SOURCE MATERIAL
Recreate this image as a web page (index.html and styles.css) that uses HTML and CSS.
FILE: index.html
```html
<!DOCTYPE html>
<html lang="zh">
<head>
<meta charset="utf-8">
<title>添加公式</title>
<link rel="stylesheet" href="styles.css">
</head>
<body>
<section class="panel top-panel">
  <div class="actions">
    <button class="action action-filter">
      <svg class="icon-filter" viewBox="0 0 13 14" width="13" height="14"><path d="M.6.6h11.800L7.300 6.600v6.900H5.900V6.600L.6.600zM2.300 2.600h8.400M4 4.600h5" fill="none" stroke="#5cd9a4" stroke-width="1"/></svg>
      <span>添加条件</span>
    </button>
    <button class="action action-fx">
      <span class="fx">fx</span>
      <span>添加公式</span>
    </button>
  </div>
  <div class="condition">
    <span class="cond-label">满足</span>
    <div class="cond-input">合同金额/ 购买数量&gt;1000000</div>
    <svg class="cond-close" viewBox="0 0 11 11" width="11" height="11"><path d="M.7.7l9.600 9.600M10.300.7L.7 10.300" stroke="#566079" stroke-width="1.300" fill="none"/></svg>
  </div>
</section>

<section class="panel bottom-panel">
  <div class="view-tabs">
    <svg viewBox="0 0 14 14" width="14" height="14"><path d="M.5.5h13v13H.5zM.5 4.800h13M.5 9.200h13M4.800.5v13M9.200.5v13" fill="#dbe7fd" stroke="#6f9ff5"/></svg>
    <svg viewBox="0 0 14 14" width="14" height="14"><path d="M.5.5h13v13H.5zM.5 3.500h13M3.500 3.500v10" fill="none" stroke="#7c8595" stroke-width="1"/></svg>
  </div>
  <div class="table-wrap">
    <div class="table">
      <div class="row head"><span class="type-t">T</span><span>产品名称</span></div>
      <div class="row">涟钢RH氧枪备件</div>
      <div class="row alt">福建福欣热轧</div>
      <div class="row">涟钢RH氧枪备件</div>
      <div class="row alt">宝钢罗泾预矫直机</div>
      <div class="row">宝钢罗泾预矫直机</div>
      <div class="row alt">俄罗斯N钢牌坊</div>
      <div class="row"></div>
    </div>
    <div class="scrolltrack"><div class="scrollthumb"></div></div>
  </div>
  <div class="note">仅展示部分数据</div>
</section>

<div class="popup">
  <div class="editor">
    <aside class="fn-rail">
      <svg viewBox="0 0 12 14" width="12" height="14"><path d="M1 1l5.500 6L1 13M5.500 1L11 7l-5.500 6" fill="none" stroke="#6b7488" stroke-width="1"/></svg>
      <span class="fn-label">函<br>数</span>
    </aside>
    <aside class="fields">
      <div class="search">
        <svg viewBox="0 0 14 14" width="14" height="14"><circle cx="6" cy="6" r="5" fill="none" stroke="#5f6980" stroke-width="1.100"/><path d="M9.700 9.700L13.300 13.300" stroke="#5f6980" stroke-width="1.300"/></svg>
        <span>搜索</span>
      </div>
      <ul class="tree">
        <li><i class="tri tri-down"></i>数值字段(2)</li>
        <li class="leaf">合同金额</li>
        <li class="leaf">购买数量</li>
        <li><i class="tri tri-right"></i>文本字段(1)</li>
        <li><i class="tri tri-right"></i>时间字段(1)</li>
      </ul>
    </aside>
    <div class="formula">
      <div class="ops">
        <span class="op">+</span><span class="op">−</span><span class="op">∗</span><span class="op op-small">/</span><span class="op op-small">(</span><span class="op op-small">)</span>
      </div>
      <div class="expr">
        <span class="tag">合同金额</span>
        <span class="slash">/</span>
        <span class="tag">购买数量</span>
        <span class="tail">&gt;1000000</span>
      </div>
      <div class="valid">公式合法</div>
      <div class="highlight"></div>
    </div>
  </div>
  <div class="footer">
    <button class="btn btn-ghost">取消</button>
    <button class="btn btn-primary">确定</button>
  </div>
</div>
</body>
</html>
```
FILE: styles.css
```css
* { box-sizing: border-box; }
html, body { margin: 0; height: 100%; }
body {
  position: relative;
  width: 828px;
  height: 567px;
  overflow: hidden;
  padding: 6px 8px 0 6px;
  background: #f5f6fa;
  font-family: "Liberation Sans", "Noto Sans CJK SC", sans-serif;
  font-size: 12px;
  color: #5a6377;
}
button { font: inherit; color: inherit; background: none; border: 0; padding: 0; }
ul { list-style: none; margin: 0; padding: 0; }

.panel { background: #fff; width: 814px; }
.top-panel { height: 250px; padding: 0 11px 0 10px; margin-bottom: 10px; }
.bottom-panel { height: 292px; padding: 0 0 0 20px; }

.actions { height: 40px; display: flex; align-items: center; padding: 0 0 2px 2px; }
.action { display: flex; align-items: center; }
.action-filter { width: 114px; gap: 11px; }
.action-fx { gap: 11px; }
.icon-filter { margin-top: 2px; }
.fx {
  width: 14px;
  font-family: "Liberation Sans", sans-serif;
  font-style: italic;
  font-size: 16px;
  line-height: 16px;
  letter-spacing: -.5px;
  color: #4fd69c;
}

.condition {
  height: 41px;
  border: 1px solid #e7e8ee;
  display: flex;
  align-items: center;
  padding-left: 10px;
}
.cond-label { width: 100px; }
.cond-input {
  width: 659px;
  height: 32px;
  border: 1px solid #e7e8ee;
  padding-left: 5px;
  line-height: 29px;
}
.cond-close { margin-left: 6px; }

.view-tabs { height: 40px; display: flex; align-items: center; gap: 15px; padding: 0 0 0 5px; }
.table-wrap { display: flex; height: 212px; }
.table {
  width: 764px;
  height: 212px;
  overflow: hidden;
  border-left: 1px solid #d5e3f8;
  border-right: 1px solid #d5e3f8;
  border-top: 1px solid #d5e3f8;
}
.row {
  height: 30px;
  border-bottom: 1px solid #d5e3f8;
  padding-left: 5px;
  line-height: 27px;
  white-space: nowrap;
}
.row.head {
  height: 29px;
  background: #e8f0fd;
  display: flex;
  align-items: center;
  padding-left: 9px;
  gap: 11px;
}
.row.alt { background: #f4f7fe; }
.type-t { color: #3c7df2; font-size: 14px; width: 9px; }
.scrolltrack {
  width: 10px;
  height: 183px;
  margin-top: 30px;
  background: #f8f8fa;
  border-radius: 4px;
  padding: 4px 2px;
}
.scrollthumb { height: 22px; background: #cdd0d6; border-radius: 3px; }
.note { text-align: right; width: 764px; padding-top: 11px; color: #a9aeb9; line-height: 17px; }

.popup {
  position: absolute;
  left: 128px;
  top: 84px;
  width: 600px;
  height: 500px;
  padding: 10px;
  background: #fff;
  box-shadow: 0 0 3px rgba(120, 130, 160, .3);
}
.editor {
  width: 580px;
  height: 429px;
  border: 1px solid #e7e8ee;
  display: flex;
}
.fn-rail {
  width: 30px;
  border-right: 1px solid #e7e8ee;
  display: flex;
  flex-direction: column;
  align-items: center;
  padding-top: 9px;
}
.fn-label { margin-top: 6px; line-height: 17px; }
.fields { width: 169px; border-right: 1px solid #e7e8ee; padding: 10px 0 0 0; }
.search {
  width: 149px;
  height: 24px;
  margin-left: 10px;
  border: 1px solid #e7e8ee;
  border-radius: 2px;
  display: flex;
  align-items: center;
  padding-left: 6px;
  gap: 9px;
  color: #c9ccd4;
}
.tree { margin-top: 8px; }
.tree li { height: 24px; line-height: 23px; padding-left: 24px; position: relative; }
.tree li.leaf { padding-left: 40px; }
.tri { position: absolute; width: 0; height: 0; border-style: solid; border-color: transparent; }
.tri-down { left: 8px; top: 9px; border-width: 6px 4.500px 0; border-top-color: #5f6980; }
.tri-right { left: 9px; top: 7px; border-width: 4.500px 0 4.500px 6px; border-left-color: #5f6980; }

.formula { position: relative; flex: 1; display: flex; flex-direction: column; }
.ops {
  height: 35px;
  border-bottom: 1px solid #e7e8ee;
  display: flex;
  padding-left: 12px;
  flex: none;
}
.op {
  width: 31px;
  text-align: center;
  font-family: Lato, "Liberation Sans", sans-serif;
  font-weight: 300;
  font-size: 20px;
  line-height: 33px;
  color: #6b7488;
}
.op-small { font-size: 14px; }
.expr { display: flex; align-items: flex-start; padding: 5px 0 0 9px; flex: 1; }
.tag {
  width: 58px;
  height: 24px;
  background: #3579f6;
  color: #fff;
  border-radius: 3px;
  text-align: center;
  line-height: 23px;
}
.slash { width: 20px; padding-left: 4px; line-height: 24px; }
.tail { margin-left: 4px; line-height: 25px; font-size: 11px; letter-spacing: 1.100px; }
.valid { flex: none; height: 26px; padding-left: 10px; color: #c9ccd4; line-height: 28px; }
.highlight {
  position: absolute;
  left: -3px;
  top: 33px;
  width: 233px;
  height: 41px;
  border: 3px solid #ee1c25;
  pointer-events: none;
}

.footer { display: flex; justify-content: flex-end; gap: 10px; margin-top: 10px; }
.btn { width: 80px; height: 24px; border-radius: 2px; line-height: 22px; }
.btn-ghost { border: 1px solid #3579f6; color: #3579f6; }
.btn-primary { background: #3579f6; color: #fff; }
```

==

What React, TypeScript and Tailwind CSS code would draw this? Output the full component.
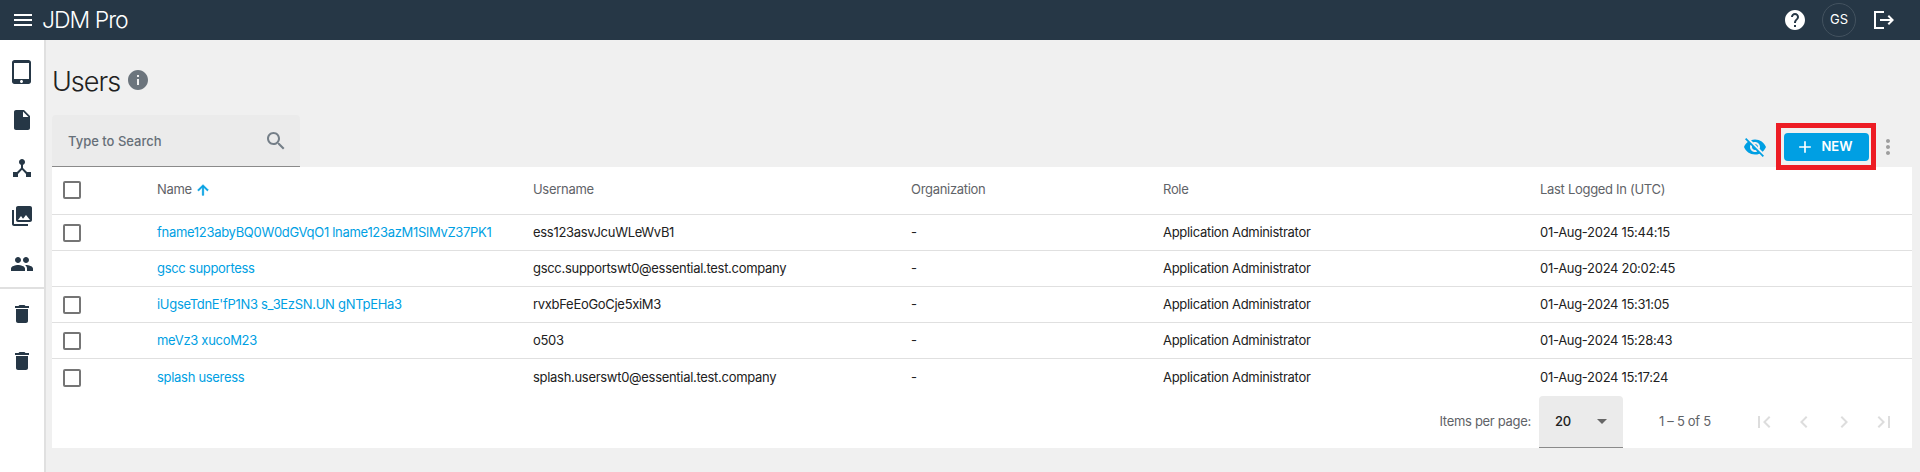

* * *

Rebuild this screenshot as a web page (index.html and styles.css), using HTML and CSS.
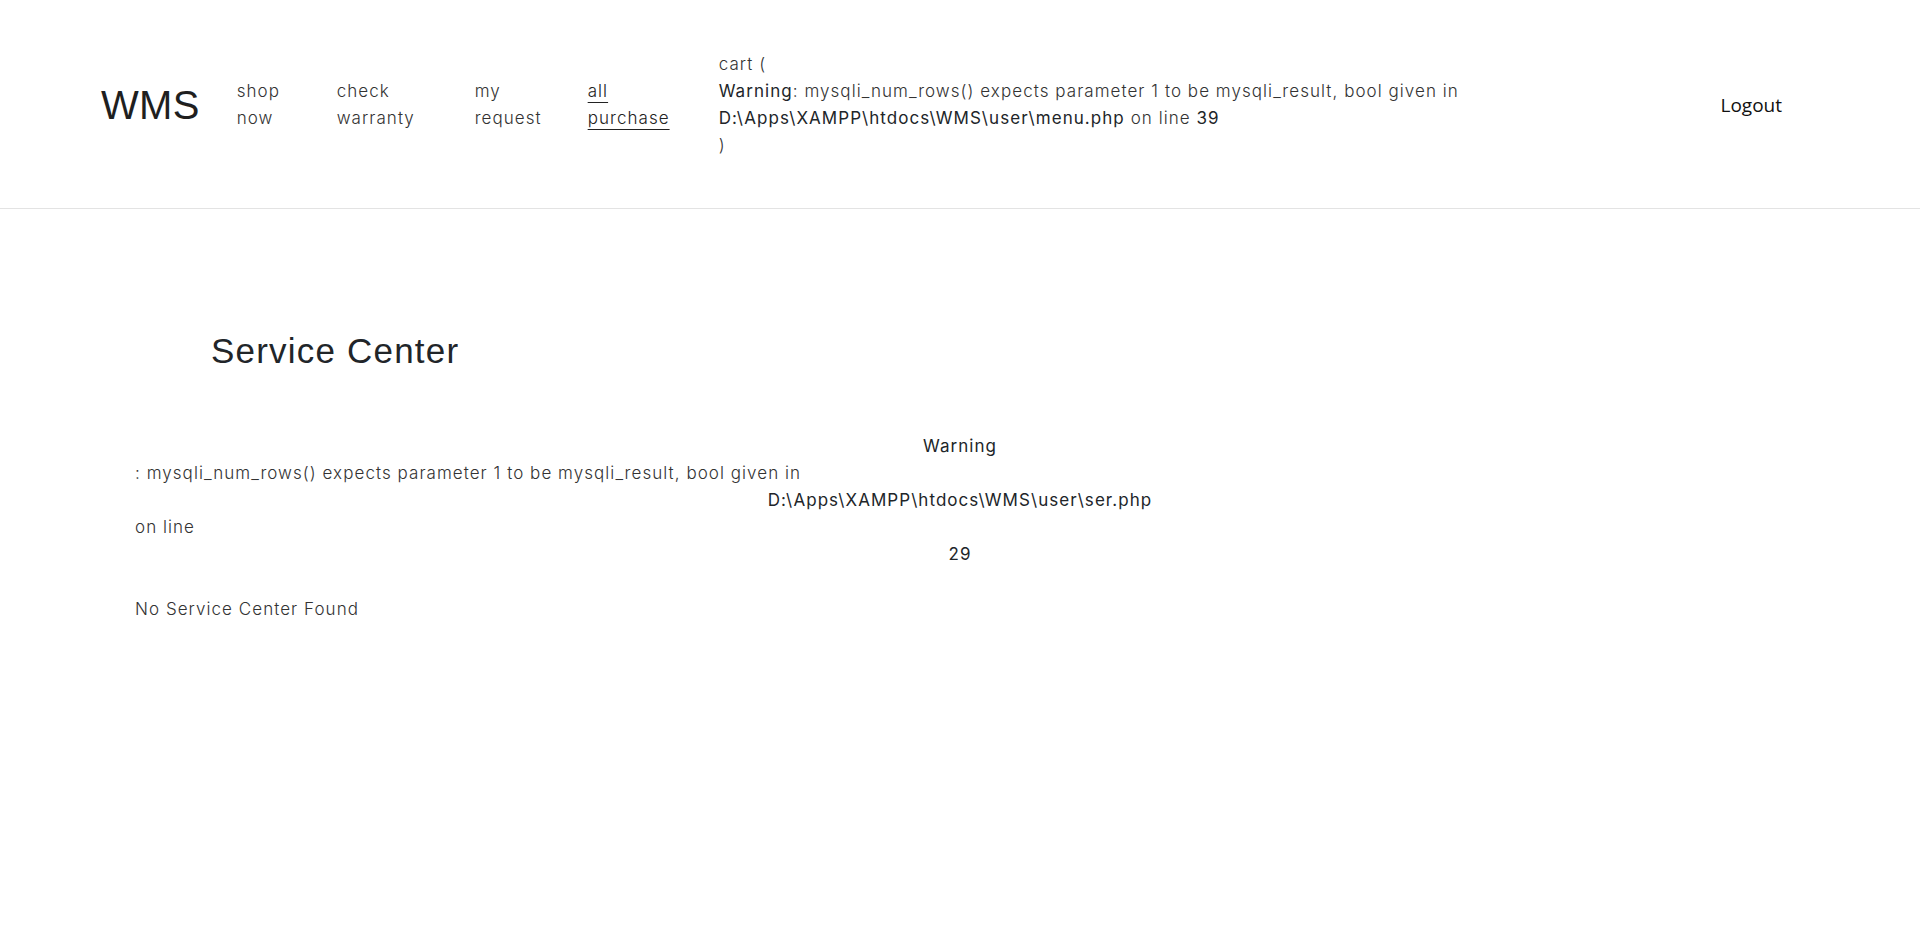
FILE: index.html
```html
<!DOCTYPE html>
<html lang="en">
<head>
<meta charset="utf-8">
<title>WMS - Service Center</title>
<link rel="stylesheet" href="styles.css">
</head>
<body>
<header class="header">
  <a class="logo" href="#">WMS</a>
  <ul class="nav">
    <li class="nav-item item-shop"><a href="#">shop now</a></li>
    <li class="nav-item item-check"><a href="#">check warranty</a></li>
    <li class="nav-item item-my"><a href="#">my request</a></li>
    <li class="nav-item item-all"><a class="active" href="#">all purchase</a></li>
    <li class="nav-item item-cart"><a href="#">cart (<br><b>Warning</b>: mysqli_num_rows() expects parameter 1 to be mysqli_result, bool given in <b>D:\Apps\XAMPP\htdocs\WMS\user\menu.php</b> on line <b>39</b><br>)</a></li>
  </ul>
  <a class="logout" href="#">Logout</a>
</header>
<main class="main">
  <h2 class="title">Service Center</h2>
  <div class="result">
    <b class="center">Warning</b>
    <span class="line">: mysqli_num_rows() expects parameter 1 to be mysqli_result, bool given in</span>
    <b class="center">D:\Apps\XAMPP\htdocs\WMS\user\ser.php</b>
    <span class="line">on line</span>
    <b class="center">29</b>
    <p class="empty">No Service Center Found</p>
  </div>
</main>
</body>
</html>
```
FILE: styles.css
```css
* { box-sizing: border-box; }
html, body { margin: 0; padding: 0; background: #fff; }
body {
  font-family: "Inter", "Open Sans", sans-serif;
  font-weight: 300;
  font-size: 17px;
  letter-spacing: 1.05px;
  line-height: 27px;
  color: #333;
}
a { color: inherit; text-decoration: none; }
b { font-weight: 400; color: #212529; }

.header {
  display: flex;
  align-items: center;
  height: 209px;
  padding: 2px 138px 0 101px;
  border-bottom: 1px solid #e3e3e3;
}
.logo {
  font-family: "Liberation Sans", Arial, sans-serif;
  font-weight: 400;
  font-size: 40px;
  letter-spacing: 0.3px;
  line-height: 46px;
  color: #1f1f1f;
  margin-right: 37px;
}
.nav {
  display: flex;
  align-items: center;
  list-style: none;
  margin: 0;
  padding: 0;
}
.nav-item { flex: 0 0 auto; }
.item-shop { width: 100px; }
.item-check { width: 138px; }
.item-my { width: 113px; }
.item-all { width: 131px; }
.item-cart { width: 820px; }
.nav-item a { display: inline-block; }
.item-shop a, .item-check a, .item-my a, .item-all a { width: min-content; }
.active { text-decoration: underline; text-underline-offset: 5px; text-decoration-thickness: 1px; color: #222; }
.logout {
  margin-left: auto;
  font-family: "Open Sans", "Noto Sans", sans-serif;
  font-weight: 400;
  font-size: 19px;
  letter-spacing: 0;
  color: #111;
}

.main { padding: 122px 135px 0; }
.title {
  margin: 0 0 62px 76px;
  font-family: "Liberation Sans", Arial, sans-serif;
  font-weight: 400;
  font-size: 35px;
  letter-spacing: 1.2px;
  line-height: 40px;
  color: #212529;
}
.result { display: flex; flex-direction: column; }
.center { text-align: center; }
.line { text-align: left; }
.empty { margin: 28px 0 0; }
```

THE TASK
Where a line in the entries holds the word "this", copy that line.

EXERCISE RESULT
Recreate this image as a web page (index.html and styles.css) that uses HTML and CSS.
What React, TypeScript and Tailwind CSS code would draw this? Output the full component.
Rebuild this screenshot as a web page (index.html and styles.css), using HTML and CSS.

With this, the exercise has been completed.